→ WHAT THE TASK REQUIRES: Scan the listing below. Report each line that includes "screenshot".

╭──

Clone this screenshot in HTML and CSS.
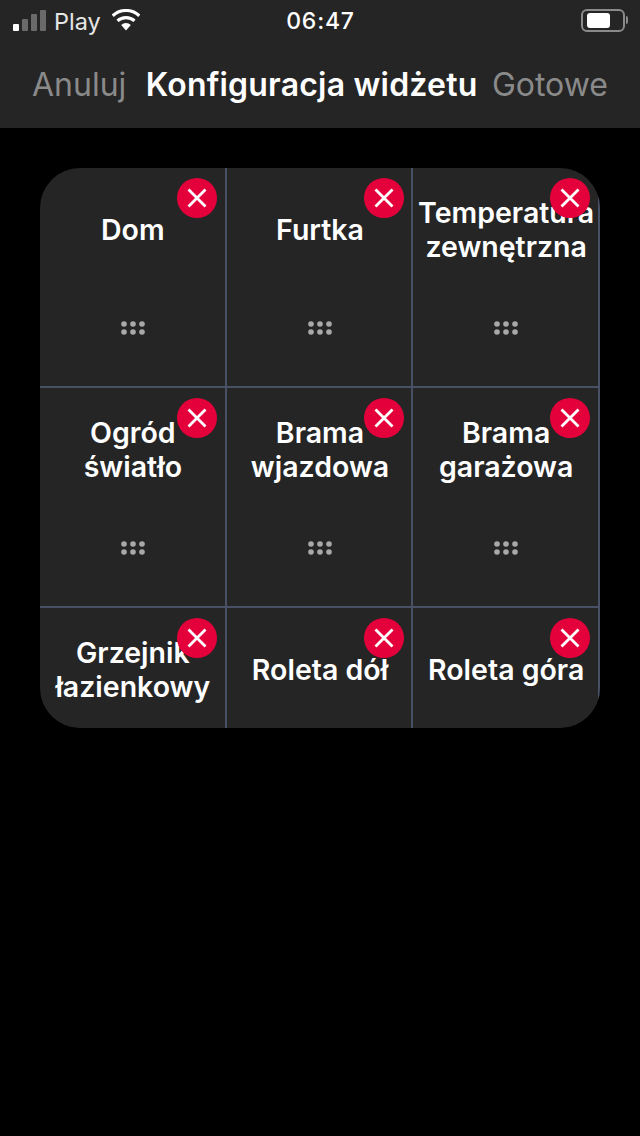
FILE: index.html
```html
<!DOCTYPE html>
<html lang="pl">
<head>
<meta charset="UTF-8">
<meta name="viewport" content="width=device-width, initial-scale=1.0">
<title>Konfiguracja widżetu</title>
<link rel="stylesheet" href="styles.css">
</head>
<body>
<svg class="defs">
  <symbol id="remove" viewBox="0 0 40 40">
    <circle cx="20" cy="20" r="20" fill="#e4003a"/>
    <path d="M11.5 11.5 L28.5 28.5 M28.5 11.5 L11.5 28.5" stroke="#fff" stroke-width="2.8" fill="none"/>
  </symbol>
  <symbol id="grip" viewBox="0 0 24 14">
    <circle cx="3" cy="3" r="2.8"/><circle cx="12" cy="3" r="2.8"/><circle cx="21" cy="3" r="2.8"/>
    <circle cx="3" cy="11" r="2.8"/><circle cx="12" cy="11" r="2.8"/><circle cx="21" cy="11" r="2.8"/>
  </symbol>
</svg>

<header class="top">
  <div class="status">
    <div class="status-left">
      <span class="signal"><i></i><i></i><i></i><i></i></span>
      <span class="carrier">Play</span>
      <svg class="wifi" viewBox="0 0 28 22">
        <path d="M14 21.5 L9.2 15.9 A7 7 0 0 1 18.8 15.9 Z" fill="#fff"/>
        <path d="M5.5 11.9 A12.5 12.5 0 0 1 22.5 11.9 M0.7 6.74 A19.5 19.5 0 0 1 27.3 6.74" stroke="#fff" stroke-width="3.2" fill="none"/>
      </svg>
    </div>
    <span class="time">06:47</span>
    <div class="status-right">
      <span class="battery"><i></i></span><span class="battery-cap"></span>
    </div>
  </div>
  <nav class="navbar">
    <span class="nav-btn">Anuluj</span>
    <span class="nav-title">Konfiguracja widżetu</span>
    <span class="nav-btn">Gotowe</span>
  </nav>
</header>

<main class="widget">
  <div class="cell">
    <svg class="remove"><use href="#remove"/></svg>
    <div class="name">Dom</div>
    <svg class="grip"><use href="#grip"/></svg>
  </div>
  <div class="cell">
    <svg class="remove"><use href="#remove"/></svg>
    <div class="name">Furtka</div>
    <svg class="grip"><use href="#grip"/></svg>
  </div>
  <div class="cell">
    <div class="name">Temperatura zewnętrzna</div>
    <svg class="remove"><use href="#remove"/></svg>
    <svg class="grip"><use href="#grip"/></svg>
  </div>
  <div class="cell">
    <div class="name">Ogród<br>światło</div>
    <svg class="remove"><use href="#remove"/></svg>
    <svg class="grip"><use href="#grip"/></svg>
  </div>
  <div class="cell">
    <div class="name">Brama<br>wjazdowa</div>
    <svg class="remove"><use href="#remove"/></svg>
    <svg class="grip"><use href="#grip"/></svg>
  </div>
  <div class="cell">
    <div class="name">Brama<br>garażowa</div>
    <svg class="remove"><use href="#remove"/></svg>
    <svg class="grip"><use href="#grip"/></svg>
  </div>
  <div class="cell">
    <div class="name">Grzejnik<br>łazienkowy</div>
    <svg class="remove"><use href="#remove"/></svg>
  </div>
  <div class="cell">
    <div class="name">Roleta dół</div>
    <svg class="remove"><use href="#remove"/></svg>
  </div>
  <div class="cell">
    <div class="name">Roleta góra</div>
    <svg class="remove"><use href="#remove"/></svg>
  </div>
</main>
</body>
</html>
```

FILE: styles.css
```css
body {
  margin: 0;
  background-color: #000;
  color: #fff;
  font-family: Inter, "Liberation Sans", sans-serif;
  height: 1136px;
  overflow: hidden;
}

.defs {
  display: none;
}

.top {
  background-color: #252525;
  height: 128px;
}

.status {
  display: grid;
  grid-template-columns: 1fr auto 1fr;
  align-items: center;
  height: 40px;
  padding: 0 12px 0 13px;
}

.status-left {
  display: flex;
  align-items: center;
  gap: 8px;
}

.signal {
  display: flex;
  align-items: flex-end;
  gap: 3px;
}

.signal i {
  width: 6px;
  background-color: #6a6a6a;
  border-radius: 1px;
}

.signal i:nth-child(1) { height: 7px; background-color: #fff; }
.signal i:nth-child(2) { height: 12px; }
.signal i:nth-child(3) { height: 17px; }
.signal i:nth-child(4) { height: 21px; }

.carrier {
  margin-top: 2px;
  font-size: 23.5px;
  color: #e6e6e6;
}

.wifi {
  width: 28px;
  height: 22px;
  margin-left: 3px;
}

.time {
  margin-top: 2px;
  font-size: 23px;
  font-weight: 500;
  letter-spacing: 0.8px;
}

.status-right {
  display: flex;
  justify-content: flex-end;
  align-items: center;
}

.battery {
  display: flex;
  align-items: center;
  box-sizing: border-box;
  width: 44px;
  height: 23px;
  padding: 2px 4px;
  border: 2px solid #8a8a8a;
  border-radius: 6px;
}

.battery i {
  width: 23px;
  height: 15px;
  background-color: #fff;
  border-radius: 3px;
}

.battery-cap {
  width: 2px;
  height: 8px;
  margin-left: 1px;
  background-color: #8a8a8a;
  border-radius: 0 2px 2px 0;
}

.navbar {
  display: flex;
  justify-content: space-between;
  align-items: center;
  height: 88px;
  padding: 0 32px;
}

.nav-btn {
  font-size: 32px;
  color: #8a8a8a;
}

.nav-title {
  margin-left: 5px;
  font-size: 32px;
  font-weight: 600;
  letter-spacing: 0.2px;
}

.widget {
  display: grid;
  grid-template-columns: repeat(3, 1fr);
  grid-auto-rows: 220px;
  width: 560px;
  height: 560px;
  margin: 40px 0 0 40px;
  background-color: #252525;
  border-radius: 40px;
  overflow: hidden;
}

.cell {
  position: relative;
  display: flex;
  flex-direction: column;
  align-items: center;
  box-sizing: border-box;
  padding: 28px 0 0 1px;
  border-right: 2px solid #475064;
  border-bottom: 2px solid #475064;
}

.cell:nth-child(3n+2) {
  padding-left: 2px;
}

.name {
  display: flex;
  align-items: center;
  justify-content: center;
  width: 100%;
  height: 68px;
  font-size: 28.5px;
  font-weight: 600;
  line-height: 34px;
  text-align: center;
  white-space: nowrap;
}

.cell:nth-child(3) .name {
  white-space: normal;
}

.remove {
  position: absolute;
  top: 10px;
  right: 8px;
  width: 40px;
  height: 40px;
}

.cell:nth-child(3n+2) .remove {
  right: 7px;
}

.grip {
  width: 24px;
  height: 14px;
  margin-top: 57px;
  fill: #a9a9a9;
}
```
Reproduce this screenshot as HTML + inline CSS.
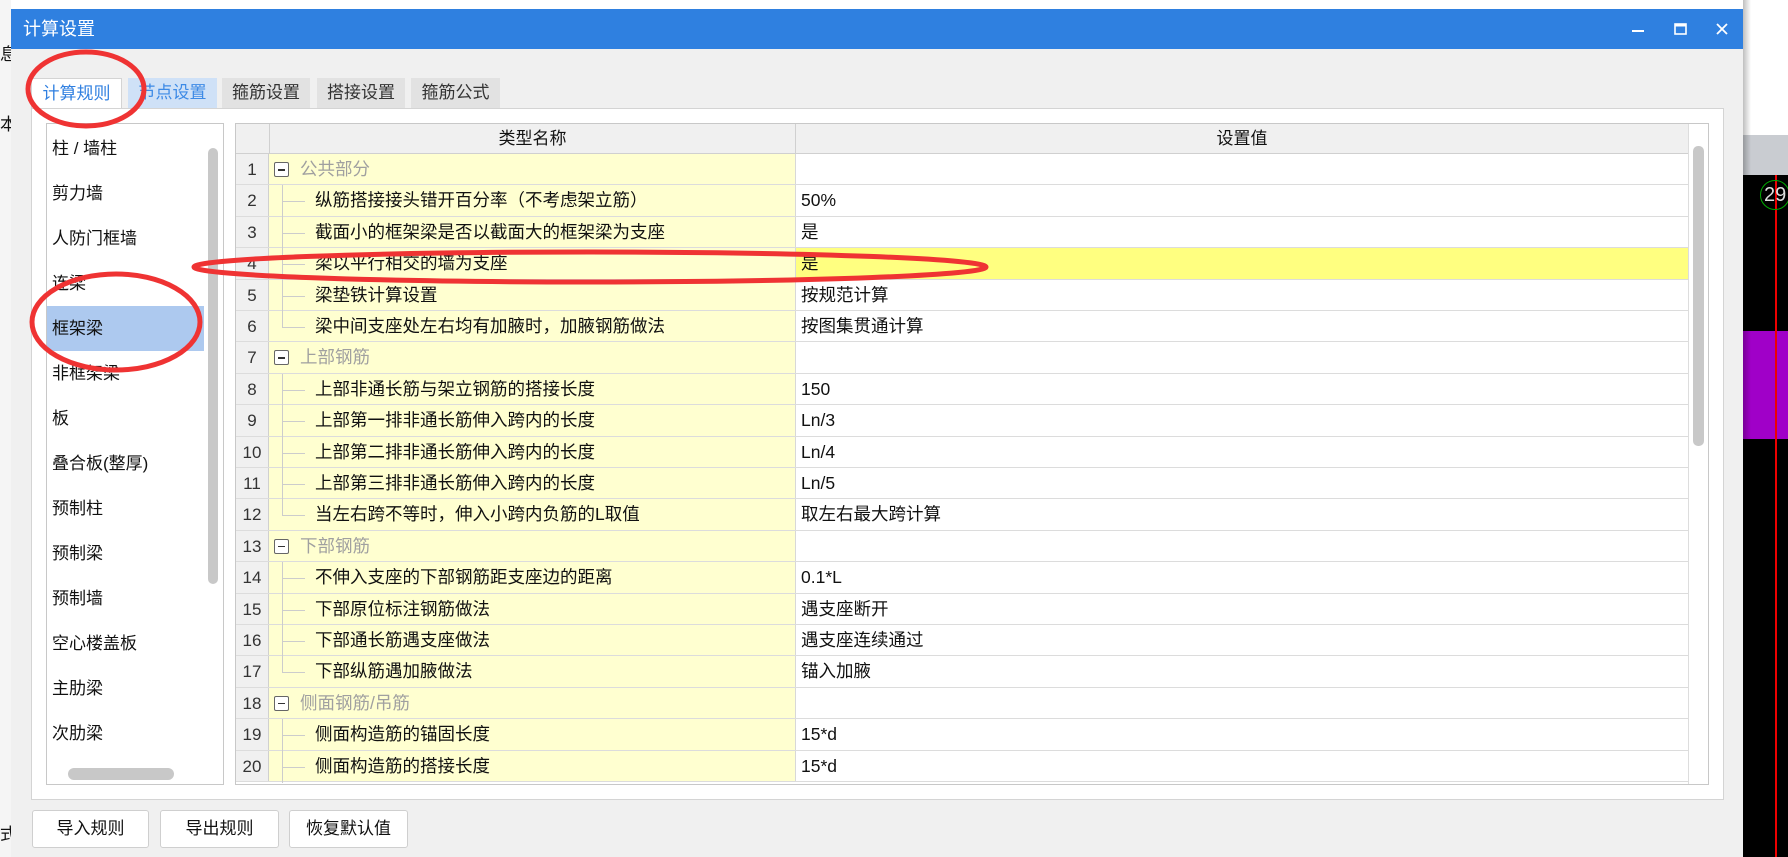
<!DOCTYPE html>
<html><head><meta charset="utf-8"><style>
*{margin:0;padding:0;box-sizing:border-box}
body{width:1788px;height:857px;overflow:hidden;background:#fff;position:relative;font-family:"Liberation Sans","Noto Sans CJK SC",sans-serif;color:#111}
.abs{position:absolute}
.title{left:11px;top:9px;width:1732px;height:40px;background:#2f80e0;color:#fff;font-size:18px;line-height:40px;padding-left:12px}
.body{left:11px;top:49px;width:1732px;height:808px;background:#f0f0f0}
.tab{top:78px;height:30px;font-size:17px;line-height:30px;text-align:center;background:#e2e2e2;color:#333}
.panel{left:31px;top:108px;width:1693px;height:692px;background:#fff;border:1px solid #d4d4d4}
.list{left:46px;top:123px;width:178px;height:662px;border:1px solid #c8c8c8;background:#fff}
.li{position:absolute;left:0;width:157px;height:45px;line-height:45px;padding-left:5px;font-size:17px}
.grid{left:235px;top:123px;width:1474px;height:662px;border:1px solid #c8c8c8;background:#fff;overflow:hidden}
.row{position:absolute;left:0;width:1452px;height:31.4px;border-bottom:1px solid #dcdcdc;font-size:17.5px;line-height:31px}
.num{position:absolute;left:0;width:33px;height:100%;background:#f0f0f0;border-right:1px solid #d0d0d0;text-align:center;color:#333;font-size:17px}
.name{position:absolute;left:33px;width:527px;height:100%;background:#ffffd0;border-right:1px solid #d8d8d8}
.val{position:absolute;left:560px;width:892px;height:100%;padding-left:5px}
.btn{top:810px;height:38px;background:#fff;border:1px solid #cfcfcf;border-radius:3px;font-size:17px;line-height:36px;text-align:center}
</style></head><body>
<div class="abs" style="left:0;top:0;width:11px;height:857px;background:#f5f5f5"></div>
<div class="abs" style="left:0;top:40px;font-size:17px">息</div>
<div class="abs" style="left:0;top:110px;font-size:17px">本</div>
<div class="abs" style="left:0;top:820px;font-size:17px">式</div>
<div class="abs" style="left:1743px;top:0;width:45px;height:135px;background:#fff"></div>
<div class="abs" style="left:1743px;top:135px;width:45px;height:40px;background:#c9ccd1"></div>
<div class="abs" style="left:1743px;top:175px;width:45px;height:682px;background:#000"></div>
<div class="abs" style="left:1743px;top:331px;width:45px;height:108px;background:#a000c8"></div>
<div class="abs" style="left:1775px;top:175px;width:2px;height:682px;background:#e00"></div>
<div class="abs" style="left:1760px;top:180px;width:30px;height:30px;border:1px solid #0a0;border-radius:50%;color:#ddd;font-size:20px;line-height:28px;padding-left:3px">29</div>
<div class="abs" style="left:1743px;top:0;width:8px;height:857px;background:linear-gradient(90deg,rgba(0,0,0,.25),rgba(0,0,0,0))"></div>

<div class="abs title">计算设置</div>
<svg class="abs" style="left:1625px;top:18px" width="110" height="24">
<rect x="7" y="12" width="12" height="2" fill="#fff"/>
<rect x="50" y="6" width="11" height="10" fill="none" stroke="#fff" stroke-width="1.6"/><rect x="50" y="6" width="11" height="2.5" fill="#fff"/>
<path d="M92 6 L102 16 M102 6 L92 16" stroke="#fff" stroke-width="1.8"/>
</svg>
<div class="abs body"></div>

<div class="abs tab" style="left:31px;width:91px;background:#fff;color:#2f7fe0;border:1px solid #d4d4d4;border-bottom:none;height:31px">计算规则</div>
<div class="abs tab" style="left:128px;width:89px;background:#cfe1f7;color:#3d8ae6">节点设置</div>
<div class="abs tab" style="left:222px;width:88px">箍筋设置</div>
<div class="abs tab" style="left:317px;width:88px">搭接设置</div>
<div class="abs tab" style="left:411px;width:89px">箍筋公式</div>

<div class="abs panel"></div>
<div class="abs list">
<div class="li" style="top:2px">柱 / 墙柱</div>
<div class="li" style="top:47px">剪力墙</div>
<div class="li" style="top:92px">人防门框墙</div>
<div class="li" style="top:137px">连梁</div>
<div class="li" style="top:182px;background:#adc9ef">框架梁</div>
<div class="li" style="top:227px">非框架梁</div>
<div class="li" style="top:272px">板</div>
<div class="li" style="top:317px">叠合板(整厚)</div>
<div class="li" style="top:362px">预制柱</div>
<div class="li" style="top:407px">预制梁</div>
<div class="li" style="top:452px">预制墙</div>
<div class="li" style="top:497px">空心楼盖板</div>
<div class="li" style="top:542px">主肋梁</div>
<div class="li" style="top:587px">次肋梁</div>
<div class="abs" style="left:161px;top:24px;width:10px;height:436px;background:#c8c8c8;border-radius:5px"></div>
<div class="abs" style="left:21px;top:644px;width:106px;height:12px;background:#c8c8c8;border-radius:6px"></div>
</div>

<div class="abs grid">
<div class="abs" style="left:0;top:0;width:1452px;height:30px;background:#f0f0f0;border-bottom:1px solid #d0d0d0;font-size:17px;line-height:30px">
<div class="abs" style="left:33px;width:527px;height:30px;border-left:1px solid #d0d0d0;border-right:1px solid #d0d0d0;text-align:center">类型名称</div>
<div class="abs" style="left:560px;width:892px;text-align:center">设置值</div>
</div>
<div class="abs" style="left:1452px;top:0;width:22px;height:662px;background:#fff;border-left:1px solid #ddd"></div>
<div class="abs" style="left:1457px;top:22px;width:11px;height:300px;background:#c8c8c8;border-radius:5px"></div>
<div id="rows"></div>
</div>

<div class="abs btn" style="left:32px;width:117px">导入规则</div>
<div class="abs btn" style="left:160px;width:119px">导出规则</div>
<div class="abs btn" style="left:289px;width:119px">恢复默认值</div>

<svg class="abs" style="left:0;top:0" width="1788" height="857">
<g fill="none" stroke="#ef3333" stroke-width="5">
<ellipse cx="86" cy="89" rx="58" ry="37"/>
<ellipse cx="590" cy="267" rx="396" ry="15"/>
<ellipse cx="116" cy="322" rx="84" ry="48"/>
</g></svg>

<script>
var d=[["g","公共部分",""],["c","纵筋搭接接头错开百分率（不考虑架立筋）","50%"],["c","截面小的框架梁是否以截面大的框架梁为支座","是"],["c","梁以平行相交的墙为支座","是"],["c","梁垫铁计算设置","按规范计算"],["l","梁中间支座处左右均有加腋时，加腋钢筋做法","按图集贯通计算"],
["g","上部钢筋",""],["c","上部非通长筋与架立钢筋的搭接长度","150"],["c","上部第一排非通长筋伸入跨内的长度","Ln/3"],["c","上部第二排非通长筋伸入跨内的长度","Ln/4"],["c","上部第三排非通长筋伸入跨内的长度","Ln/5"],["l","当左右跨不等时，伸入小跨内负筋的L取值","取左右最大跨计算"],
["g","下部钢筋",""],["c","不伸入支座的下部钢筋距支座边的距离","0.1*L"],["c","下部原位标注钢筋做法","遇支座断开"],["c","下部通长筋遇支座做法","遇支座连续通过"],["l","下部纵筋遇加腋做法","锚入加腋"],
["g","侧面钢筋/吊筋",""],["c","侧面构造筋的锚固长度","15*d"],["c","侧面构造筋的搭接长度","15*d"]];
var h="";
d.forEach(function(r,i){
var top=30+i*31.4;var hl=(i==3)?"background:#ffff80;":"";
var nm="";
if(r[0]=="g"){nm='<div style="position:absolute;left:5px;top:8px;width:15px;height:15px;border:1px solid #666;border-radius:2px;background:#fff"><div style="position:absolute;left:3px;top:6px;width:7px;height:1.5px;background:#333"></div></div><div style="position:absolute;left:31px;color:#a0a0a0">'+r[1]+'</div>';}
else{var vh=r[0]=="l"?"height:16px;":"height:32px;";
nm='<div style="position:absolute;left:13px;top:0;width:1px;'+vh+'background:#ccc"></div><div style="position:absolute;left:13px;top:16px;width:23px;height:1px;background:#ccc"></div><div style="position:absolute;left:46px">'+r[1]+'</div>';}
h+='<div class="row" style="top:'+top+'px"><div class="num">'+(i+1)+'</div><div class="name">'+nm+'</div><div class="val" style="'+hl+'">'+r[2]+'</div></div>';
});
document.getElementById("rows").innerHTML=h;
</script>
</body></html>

╰──

→ FINISHED EXERCISE:
Clone this screenshot in HTML and CSS.
Reproduce this screenshot as HTML + inline CSS.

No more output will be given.